Ecological site group R015XY003CAESG
Loamy Bottom
Last updated: 09/07/2023
Accessed: 11/21/2024
Ecological site group description
Key Characteristics
- located on basin floors
- loamy texture
Provisional. A provisional ecological site description has undergone quality control and quality assurance review. It contains a working state and transition model and enough information to identify the ecological site.
Physiography
This ESG is typically found on alluvial flats, basin floors, valley floors, floodplains, and stream terraces. Slopes typically range from 0 to 9% and elevations vary from sea level to 3000 ft.
Climate
The average annual precipitation in this area is typically 11 to 39 inches (280 to 1000 millimeters) . Some areas can get as low as 6 inches (150 millimeters), while the areas at higher elevations can reach up to 88 inches (2235 millimeters) on average. Snowfall is common in the northern half of the part north of San Francisco and rare elsewhere. Precipitation is evenly distributed throughout fall, winter, and spring but is very low in summer. Coastal areas receive some moisture from fog in summer. Most of the rainfall occurs as low- or moderate-intensity, Pacific frontal storms during the period October to May. The average annual temperature is 52 to 65 degrees F (11 to 18 degrees C), decreasing from south to north. The freeze-free period averages 275 days and ranges from 180 to 365 days, decreasing in length with elevation and from south to north.
Soil features
Soils in this ESG are extremely varied from fine-loamy to sandy loams, poorly drained to well drained, and a water table near the surface for part or more of the year. These soils are very fertile and moist soils for agriculture and thus extensive acres have been converted to croplands and vineyards.
The soils that represent this ESG include:
Alviso, a fine, mixed, superactive, nonacid, isomesic Typic Fluvaquents
Botello, a fine-loamy, mixed, superactive, thermic Pachic Argixerolls
Elder, a coarse-loamy, mixed, superactive, thermic Cumulic Haploxerolls
Vegetation dynamics
This ESG covers the areas of the valleys in MLRA 15 that were at one time part of a vast complex of marshes, tidal flats, estuaries, wetlands and wet meadows. The urbanized landscape in the valleys within this MLRA that exists today makes it difficult to imagine the natural landscape prior to human development.
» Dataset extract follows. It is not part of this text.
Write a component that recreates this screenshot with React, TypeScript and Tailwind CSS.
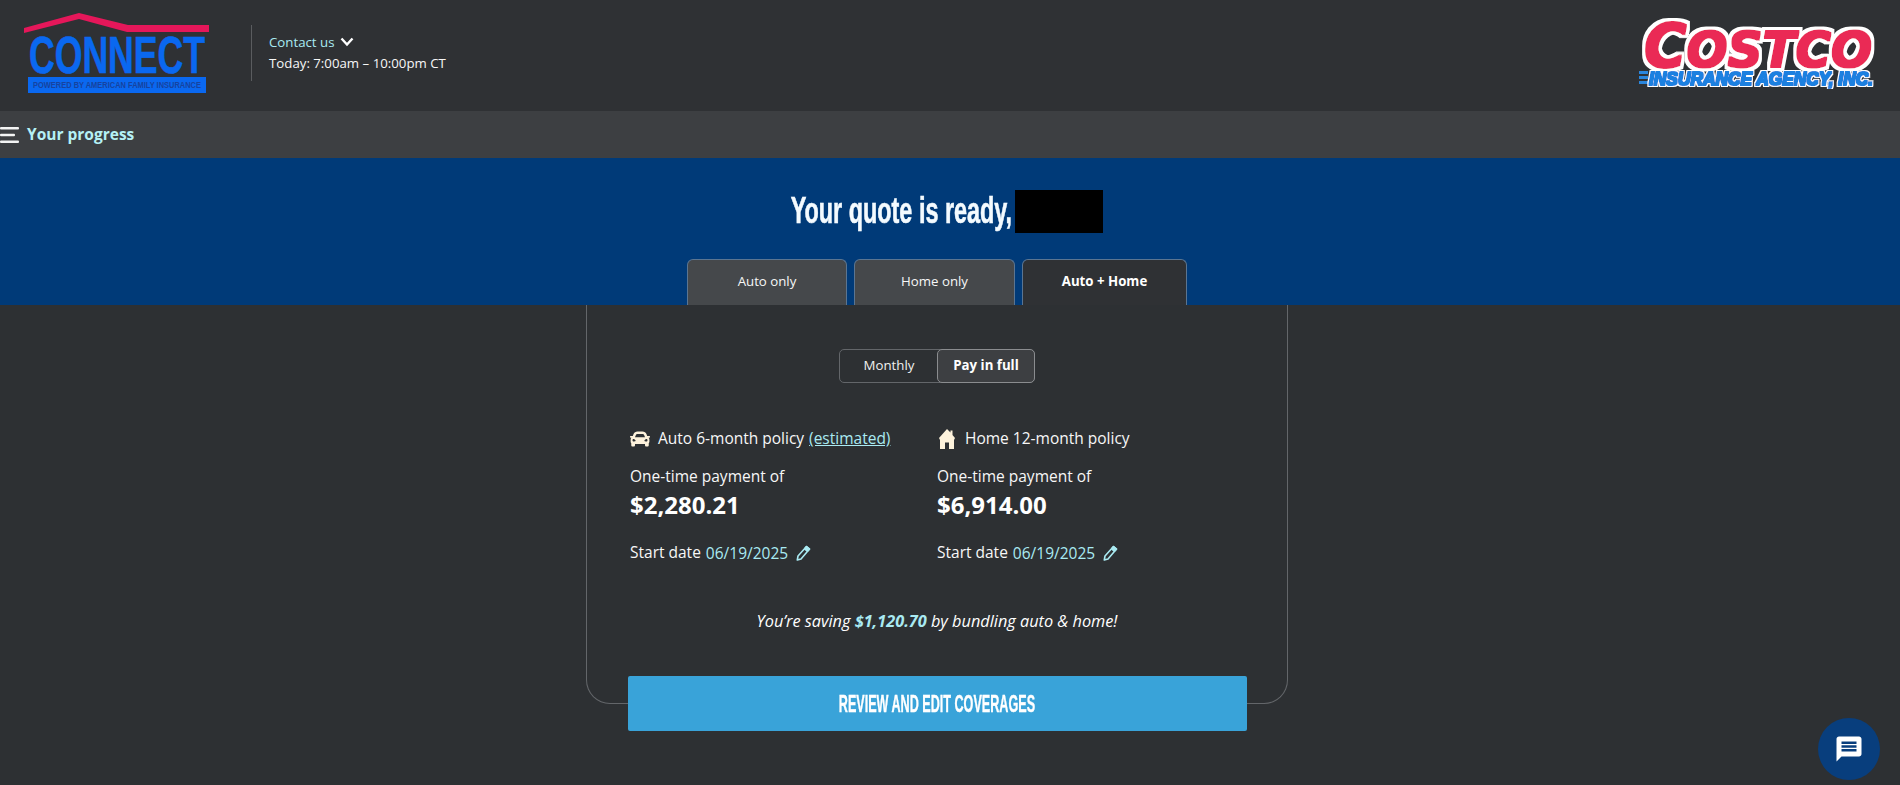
import React from "react";
import { FaCar } from "react-icons/fa";

const sans = "font-['Open_Sans',sans-serif]";
const wide = "font-['Liberation_Sans',sans-serif]";

function ConnectLogo() {
  return (
    <svg width="186" height="80" viewBox="0 0 186 80" className="block shrink-0">
      <path d="M0 15 L55 0 L104 12 L185 12 L185 19 L103 19 L55 6 L0 20 Z" fill="#e5175a" />
      <text x="5" y="60" textLength="176" lengthAdjust="spacingAndGlyphs" fontFamily="'Liberation Sans',sans-serif" fontWeight="700" fontSize="51" fill="#0a68f0" stroke="#0a68f0" strokeWidth="0.6">CONNECT</text>
      <rect x="4" y="64" width="178" height="16" fill="#0a68f0" />
      <text x="9" y="75" textLength="168" lengthAdjust="spacingAndGlyphs" fontFamily="'Liberation Sans',sans-serif" fontWeight="700" fontSize="9" fill="#17439f">POWERED BY AMERICAN FAMILY INSURANCE</text>
    </svg>
  );
}

function CostcoLogo() {
  return (
    <svg width="240" height="72" viewBox="0 0 240 72" className="block shrink-0">
      <defs>
        <filter id="costco-red" x="-5%" y="-20%" width="110%" height="140%">
          <feMorphology in="SourceAlpha" operator="dilate" radius="4" result="w" />
          <feFlood floodColor="#ffffff" />
          <feComposite in2="w" operator="in" result="white" />
          <feMorphology in="SourceAlpha" operator="dilate" radius="1.2" result="r" />
          <feFlood floodColor="#ea2a55" />
          <feComposite in2="r" operator="in" result="red" />
          <feMerge>
            <feMergeNode in="white" />
            <feMergeNode in="red" />
          </feMerge>
        </filter>
        <filter id="costco-blue" x="-3%" y="-20%" width="106%" height="140%">
          <feMorphology in="SourceAlpha" operator="dilate" radius="2.2" result="w" />
          <feFlood floodColor="#ffffff" />
          <feComposite in2="w" operator="in" result="white" />
          <feMorphology in="SourceAlpha" operator="dilate" radius="0.5" result="b" />
          <feFlood floodColor="#1f80e0" />
          <feComposite in2="b" operator="in" result="blue" />
          <feMerge>
            <feMergeNode in="white" />
            <feMergeNode in="blue" />
          </feMerge>
        </filter>
      </defs>
      <text x="6" y="50" textLength="228" lengthAdjust="spacingAndGlyphs" fontFamily="'DejaVu Sans',sans-serif" fontWeight="700" fontStyle="italic" fill="#ea2a55" filter="url(#costco-red)">
        <tspan fontSize="60">C</tspan><tspan fontSize="50">OSTCO</tspan>
      </text>
      <rect x="1" y="54" width="9" height="3" fill="#2a86dd" />
      <rect x="1" y="59" width="9" height="3" fill="#2a86dd" />
      <rect x="1" y="64" width="9" height="3" fill="#2a86dd" />
      <text x="11" y="68" textLength="224" lengthAdjust="spacingAndGlyphs" fontFamily="'Liberation Sans',sans-serif" fontWeight="700" fontStyle="italic" fontSize="18" fill="#1f80e0" filter="url(#costco-blue)">INSURANCE AGENCY, INC.</text>
    </svg>
  );
}

function Hamburger() {
  return (
    <svg width="20" height="16" viewBox="0 0 20 16" className="block shrink-0">
      <rect x="0" y="0" width="19" height="2.4" rx="1" fill="#f4f4f4" />
      <rect x="0" y="6.8" width="15" height="2.4" rx="1" fill="#f4f4f4" />
      <rect x="0" y="13.6" width="19" height="2.4" rx="1" fill="#f4f4f4" />
    </svg>
  );
}

function HouseIcon() {
  return (
    <svg width="20" height="20" viewBox="0 0 20 20" className="block shrink-0">
      <path d="M10 0 L13.5 3.5 V1.5 H15.5 V6 L18 9 L17 11 V20 H12 V13.5 H8 V20 H3 V11 L2 9 Z" fill="#fdf2dc" />
    </svg>
  );
}

function PencilIcon() {
  return (
    <svg width="15" height="16" viewBox="0 0 15 16" className="block shrink-0" fill="none" stroke="#a9eaf2" strokeWidth="1.6" strokeLinejoin="round">
      <path d="M10.5 1.5 L13.5 4 L5 14 L1.3 15 L2 11 Z" />
      <path d="M8.6 3.8 L11.6 6.4" />
      <path d="M10.5 1.5 L13.5 4 L12 5.8 L9 3.3 Z" fill="#a9eaf2" />
    </svg>
  );
}

function Policy({ icon, title, extra, amount }: { icon: React.ReactNode; title: string; extra?: boolean; amount: string }) {
  return (
    <div className="w-[307px] shrink-0">
      <div className="flex h-[24px] items-center text-[15.5px] text-[#f7f7f7]">
        <span className="flex w-[28px] shrink-0 items-center">{icon}</span>
        <span>{title}</span>
        {extra && <span className="ml-[5px] text-[#a9eaf2] underline">(estimated)</span>}
      </div>
      <div className="mt-[14px] h-[22px] text-[15.5px] leading-[22px] text-[#f7f7f7]">One-time payment of</div>
      <div className="mt-[2px] h-[32px] text-[24px] font-bold leading-[32px] text-white">{amount}</div>
      <div className="mt-[20px] flex h-[24px] items-center text-[15.5px] text-[#f7f7f7]">
        <span>Start date</span>
        <span className="ml-[5px] mt-[1px] text-[#a9eaf2]">06/19/2025</span>
        <span className="ml-[8px]"><PencilIcon /></span>
      </div>
    </div>
  );
}

export default function App() {
  return (
    <div className={`relative h-[785px] w-[1900px] overflow-hidden bg-[#2d3033] ${sans}`}>
      <header className="flex h-[111px] items-center justify-between bg-[#2f3134] pb-[6px] pl-[24px] pr-[22px]">
        <div className="flex items-center">
          <ConnectLogo />
          <div className="ml-[41px] h-[56px] w-px bg-[#5a5c5f]" />
          <div className="ml-[17px] text-[13.25px] leading-[21px]">
            <div className="flex items-center text-[#a9eaf2]">
              <span>Contact us</span>
              <svg width="14" height="10" viewBox="0 0 14 10" className="ml-[6px]" fill="none" stroke="#ffffff" strokeWidth="2.4"><path d="M1.5 1.5 L7 7.5 L12.5 1.5" /></svg>
            </div>
            <div className="text-[#f7f7f7]">Today: 7:00am – 10:00pm CT</div>
          </div>
        </div>
        <CostcoLogo />
      </header>

      <div className="flex h-[47px] items-center gap-[7px] bg-[#3d3f42]">
        <Hamburger />
        <span className="text-[15.5px] font-bold text-[#b5f1f6]">Your progress</span>
      </div>

      <div className="flex h-[147px] flex-col items-center bg-[#003a78] pr-[26px]">
        <div className="mt-[32px] flex h-[43px] items-center pl-[19px]">
          <h1 className="flex w-[222px] justify-center whitespace-nowrap pb-[2px]">
            <span className={`inline-block scale-x-[0.65] ${wide} text-[36px] font-bold leading-[41px] text-[#f4fbff] [-webkit-text-stroke:0.6px_#f4fbff]`}>Your quote is ready,</span>
          </h1>
          <div className="ml-[2px] h-[43px] w-[88px] bg-black" />
        </div>
        <div className="mt-[26px] flex h-[46px] gap-[7px]">
          <div className="flex w-[160px] items-start justify-center rounded-t-[6px] border border-b-0 border-[#5b7591] bg-[#45484b] pt-[12px] text-[13.25px] text-[#f7f7f7]">Auto only</div>
          <div className="flex w-[161px] items-start justify-center rounded-t-[6px] border border-b-0 border-[#5b7591] bg-[#45484b] pt-[12px] text-[13.25px] text-[#f7f7f7]">Home only</div>
          <div className="flex w-[165px] items-start justify-center rounded-t-[6px] border border-b-0 border-[#5b7591] bg-[#2f3134] pt-[12px] text-[13.25px] font-bold text-white">Auto + Home</div>
        </div>
      </div>

      <main className="flex justify-center pr-[26px]">
        <div className="flex h-[399px] w-[702px] flex-col items-center rounded-b-[24px] border border-t-0 border-[#63666a]">
          <div className="mt-[44px] flex h-[34px] w-[196px] shrink-0 rounded-[5px] border border-[#63666a] text-[13.25px]">
            <div className="flex w-[98px] items-center justify-center text-[#f0f0f0]">Monthly</div>
            <div className="-m-px flex flex-1 items-center justify-center rounded-[5px] border border-[#8a8c8f] bg-[#3d3f42] font-bold text-white">Pay in full</div>
          </div>
          <div className="mt-[44px] flex w-[614px] shrink-0">
            <Policy icon={<FaCar size={20} color="#fdf2dc" />} title="Auto 6-month policy" extra amount="$2,280.21" />
            <Policy icon={<HouseIcon />} title="Home 12-month policy" amount="$6,914.00" />
          </div>
          <p className="mt-[44px] h-[24px] shrink-0 text-[16.3px] italic leading-[24px] text-white">
            You’re saving <span className="font-bold text-[#a9eaf2]">$1,120.70</span> by bundling auto &amp; home!
          </p>
          <button className="mt-[43px] flex h-[55px] w-[619px] shrink-0 items-center justify-center overflow-hidden rounded-[2px] bg-[#39a3d9] text-white">
            <span className={`inline-block shrink-0 scale-x-[0.525] whitespace-nowrap ${wide} text-[24px] font-bold [-webkit-text-stroke:0.4px_#ffffff]`}>REVIEW AND EDIT COVERAGES</span>
          </button>
        </div>
      </main>

      <div className="absolute left-[1818px] top-[718px] flex h-[62px] w-[62px] items-center justify-center rounded-full bg-[#083e7d]">
        <svg width="30" height="30" viewBox="0 0 24 24" fill="#ffffff">
          <path d="M20 2H4c-1.1 0-1.99.9-1.99 2L2 22l4-4h14c1.1 0 2-.9 2-2V4c0-1.1-.9-2-2-2zm-2 12H6v-2h12v2zm0-3H6V9h12v2zm0-3H6V6h12v2z" />
        </svg>
      </div>
    </div>
  );
}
These loamy bottoms were likely the loamy-textured depressions and deposition areas and isolated oxbows that were created from the network of freshwater and salt marshes, rivers and streams that ran through these valleys as their seasonal and tidally influenced flood waters stretched across the floodplains and terraces in spring and deposited sediment during summer as they receded. Once the area began to be settled, many of these water-dominated ecosystems were drained, leveed, cleared for crops and other agriculture, and urbanized.
As this landscape was de-watered and houses and agriculture took over, the water table for many of these habitats was lowered, creating soils that would no longer offer the available soil moisture for many of the plants that had evolved with the hydrologic function of the natural system that no longer existed. These loamy basins may have remained wetter than many of the surrounding soils, due to their prolonged available water capacity and their depressional location on the landscape. The variable range in soil textures will dictate the species composition and production, with the finer soils holding more water that results in more native perennials and forbs and higher annual production overall. The coarser textures will dry out more rapidly through both drainage and evapotranspiration in the summer months making them less hospitable for many of the native perennial grasses and more dominated by annual grasses and forbs. Annual production will still be higher than the other ESGs in bottoms, due to the loamy textures which provide decent available water and slightly slower but still well drained soil conditions.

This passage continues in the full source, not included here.